At this point some people might say, well that doesn’t seem so bad. Oh, you just wait! Here are the types of things that happen on these hustling trips.

Even though it is expected that stunt guys hustle, some coordinators do not like this. In fact, you risk waiting around your entire day for the coordinator to send you home or, for some, it is more their style to rip up your resume and head shot right in front of you and then throw it on the ground.

This is a great segway into the crazy time spent hustling. The main goal is to get to the stunt coordinator to show yourself, introduce yourself, and hand off your material. Sometimes this takes 1 minute…and sometimes this takes 8 hours. Some stuntmen find themselves waiting in a car for 4 hours until they have a chance to get on set, and then wait another 4 hours to get the chance to get close to the stunt coordinator!
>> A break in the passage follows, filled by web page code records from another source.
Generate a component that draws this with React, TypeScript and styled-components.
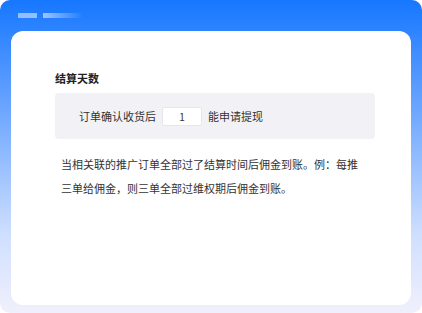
import { createGlobalStyle } from "styled-components";
import styled from "styled-components";

const Global = createGlobalStyle`
  html, body {
    margin: 0;
    padding: 0;
    background: #ffffff;
  }
  body {
    font-family: "Noto Sans CJK SC", "Noto Sans", sans-serif;
  }
`;

const Frame = styled.div`
  width: 422px;
  height: 313px;
  box-sizing: border-box;
  border-radius: 10px;
  background: linear-gradient(180deg, #1677ff 0%, #5b9cff 28%, #cfdfff 75%, #f0f0fc 100%);
  display: flex;
  flex-direction: column;
  padding: 0 11px 8px;
`;

const TopBar = styled.div`
  height: 31px;
  display: flex;
  align-items: flex-start;
  gap: 6px;
  padding: 13px 0 0 7px;
  box-sizing: border-box;
`;

const Dash = styled.span<{ $w: number; $fade?: boolean }>`
  display: block;
  width: ${(p) => p.$w}px;
  height: 5px;
  background: ${(p) =>
    p.$fade
      ? "linear-gradient(90deg, rgba(255,255,255,0.55), rgba(255,255,255,0))"
      : "rgba(255,255,255,0.5)"};
`;

const Card = styled.div`
  flex: 1;
  background: #ffffff;
  border-radius: 12px;
  padding: 39px 36px 0 44px;
`;

const Title = styled.div`
  font-size: 11px;
  line-height: 16px;
  font-weight: 700;
  color: #222222;
`;

const Setting = styled.div`
  margin-top: 7px;
  height: 46px;
  background: #f2f2f6;
  border-radius: 4px;
  display: flex;
  align-items: center;
  gap: 6px;
  padding-left: 24px;
  font-size: 11px;
  color: #333333;
`;

const DayInput = styled.div`
  width: 40px;
  height: 19px;
  box-sizing: border-box;
  background: #ffffff;
  border: 1px solid #e6e6ea;
  border-radius: 2px;
  display: flex;
  align-items: center;
  justify-content: center;
  font-size: 10px;
  color: #333333;
`;

const Desc = styled.p`
  margin: 13px 0 0;
  padding-left: 6px;
  width: 300px;
  font-size: 11px;
  line-height: 24px;
  color: #333333;
`;

export default function App() {
  return (
    <>
      <Global />
      <Frame>
        <TopBar>
          <Dash $w={19} />
          <Dash $w={40} $fade />
        </TopBar>
        <Card>
          <Title>结算天数</Title>
          <Setting>
            <span>订单确认收货后</span>
            <DayInput>1</DayInput>
            <span>能申请提现</span>
          </Setting>
          <Desc>
            当相关联的推广订单全部过了结算时间后佣金到账。例：每推三单给佣金，则三单全部过维权期后佣金到账。
          </Desc>
        </Card>
      </Frame>
    </>
  );
}
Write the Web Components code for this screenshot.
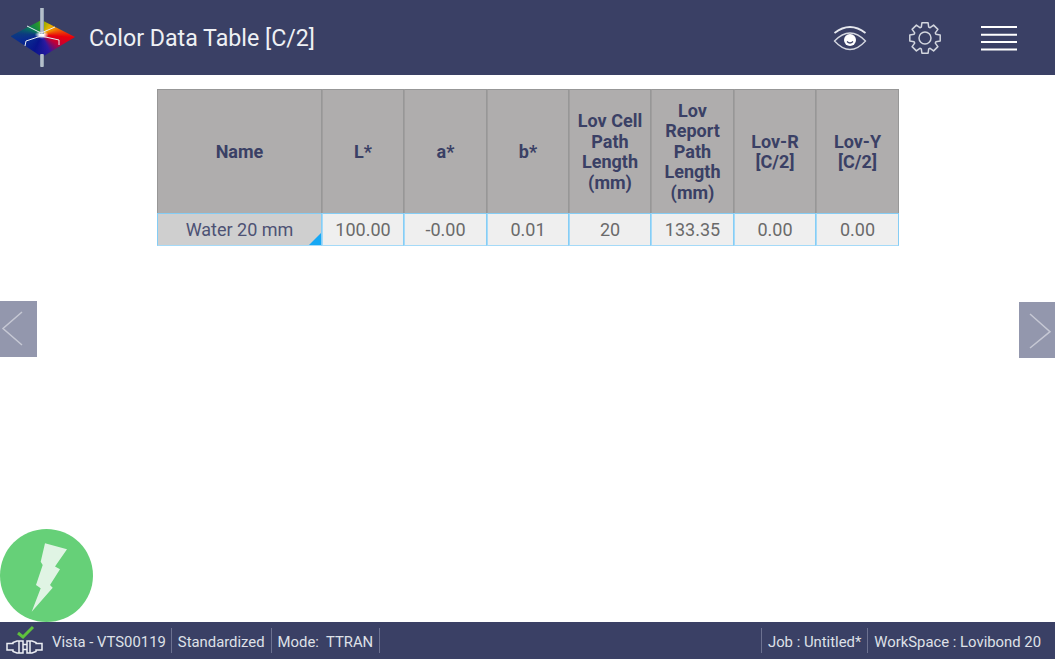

Then you have to deal with security and tattle tales! Technically, film sets are closed sets. This means that unless you are part of the cast & crew, you should really not be there. However, this is something stunt guys deal with all the time.  The only thing I can relate this to after hearing stories is a cartoon like “Bugs Bunny.” I imagine these stunt guys carefully tip toe around like Elmer Fud trying to slowly make it to the stunt coordinator, or Bugs Bunny, without alerting him or the people around him!

Is it worth it?

Every stunt guy that I talked to said the same thing, “It is absolutely worth it.” If you are willing to put in the work and deal with the shenanigans, you are in for a lucrative and self-rewarding career. The types of experiences these guys have under their belts is amazing. How would you like to be able to tell your grandson you jumped 120ft from a Helicopter into the Ocean for a movie?

What if everyone had to hustle like a stuntman?

Lastly, I circle back around to the question that started the past two articles. What if the normal “Joe” had to hustle like a stunt guy? What if bank tellers had to track down the location of bank CEO’s, sneak into the building past all the security, swiftly navigate past the secretaries’ desk, and camp outside their office? They would sit there, undetected, until the prey walked out of their office and they would spring into action, reciting the fastest self-promoting pitch they could, before security or the CEO ripped up their resume and kicked them out! Do you think people would have the guts to do this?

I think this takes a certain kind of person. I would be willing to bet that most people don’t have this type of courage, or more accurately, “hutzpah.” Maybe because of the natural danger in their business, stuntmen are more likely to take these chances? If there is one thing I know for sure, it is that I definitely wouldn’t be up to doing this. I’m going to leave the hustling to the stunt guys and hope it never bleeds into other industries!